NOT FOR RELEASE, PUBLICATION OR DISTRIBUTION IN OR INTO OR TO ANY PERSON
LOCATED OR RESIDENT IN THE UNITED STATES OF AMERICA, ITS TERRITORIES AND
POSSESSIONS, ANY STATE OF THE UNITED STATES OF AMERICA OR THE DISTRICT OF
COLUMBIA (THE "UNITED STATES") OR IN OR INTO OR TO ANY PERSON LOCATED OR
RESIDENT IN ANY OTHER JURISDICTION WHERE OR TO WHOM IT IS UNLAWFUL TO RELEASE,
PUBLISH OR DISTRIBUTE THIS ANNOUNCEMENT.
20 June 2024
BRITISH TELECOMMUNICATIONS PUBLIC LIMITED COMPANY ANNOUNCES INDICATIVE RESULTS
OF OFFERS
British Telecommunications public limited company (the "Offeror") announces
today the indicative results of its invitations made to the holders of its
outstanding EUR 650,000,000 0.500 per cent. Notes due 12 September 2025 (ISIN:
XS2051494222) (the "2025 Notes") and EUR 1,300,000,000 1.750 per cent. Notes
due 10 March 2026 (ISIN: XS1377679961) (the "2026 Notes" and together with the
2025 Notes, the "Notes" and each a "Series") as described in the tender offer
memorandum dated 13 June 2024 (the "Tender Offer Memorandum") (each such
invitation an "Offer" and together the "Offers").

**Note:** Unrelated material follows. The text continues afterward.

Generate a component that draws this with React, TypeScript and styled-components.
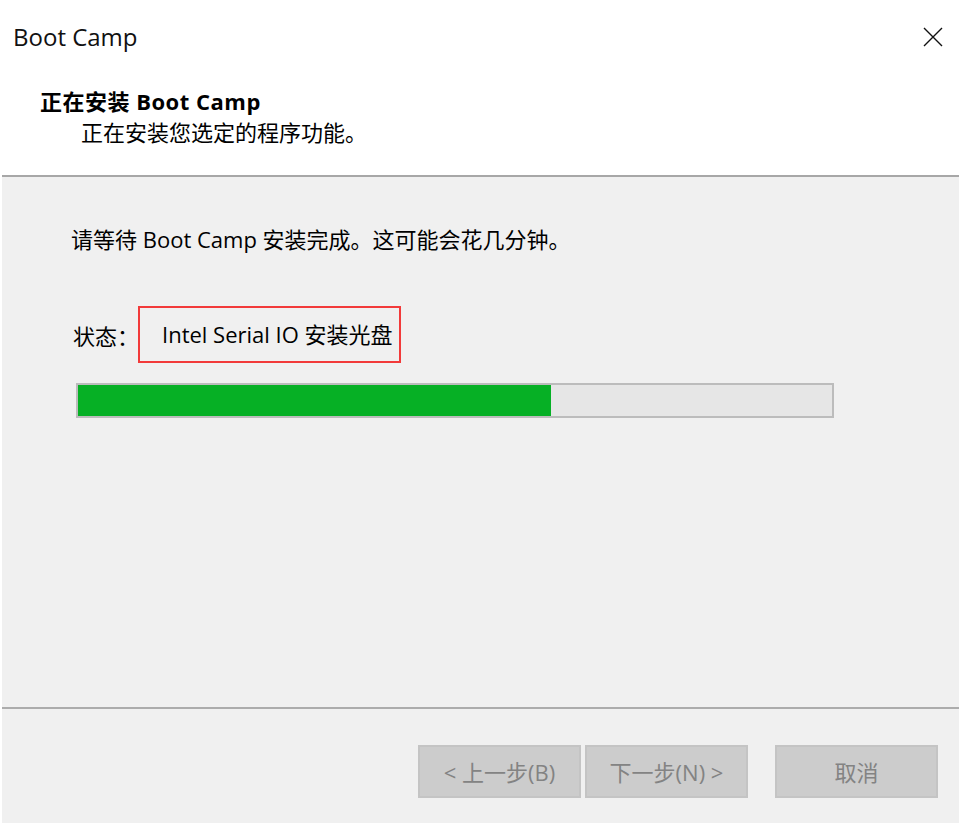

Capitalised terms used but not otherwise defined in this announcement shall
have the meaning given to them in the Tender Offer Memorandum.
The Expiration Time for the Offers was 4.00 p.m. (London time) on 19 June
2024. Settlement is expected to take place on 24 June 2024.
The Offeror hereby announces, on a non-binding and indicative basis only, that
it will accept for purchase in accordance with the terms and subject to the
conditions (including the New Financing Condition) set out in the Tender Offer
Memorandum, all Notes validly Offered for Sale pursuant to the Offers, without
pro-ration, in an aggregate nominal amount of EUR 454,898,000. The Offeror
further announces, on a non-binding and indicative basis only, the aggregate
nominal amount of each Series validly accepted for purchase (each a "Series
Acceptance Amount") are expected to be as set out in the table below.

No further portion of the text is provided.